Having Fleming as his director was his salvation; when he was unable to cope with a scene, Fleming would order the set cleared and rehearse with him alone, sometimes for as long as half a day, until the star felt confident enough to go before the camera. One scene terrified him-when Rhett breaks down and cries at the news of Scarlett's miscarriage, Gable's fears underline a fundamental difference in attitude between the star and the actor; he was unable to see past the fact that the sight of him in tears would be contrary to his hard-boiled image and feared the audience would laugh at him. When Fleming tried to persuade him that in its context the scene would only increase the audience's sympathy for Rhett, Gable remained unconvinced.

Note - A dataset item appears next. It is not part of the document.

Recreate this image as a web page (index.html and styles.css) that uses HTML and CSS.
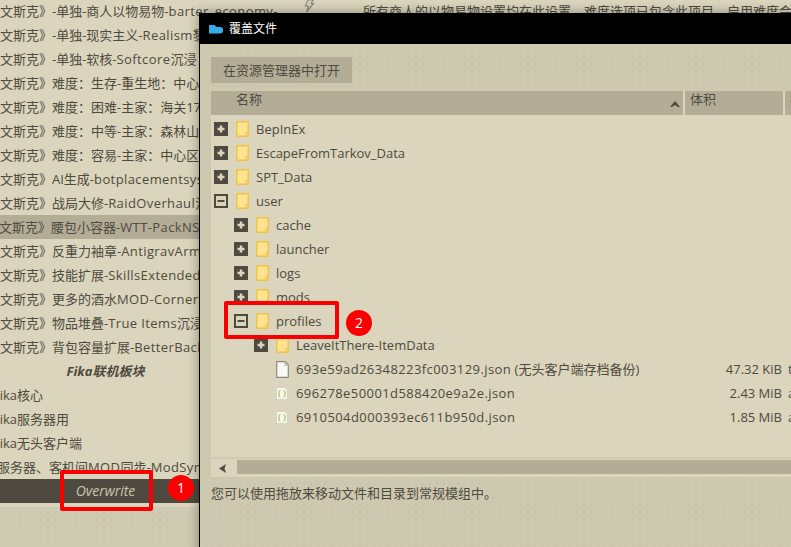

The night before it was due to be filmed, Gable was unable to sleep and complained of stomach cramps. Lombard sat up with him, trying to reassure him, but when he arrived on the set in the morning he was tired and edgy. He became very emotional and threatened to quit movies altogether-"starting with this one"-if Fleming insisted on going through with it. The director succeeded in calming him down and suggested a compromise: The scene would be shot two ways, first with Gable's back to the camera in an eloquent gesture of grief and then with Gable in a front view, weeping. The set was closed to visitors, and the crew was pared down to the minimum; only two takes were shot, with Gable still grumbling nervously. Of course Selznick used the weeping in the picture. When Gable saw the rushes he was astonished by his own performance. " I can't believe it; what the hell happened?" he asked Fleming.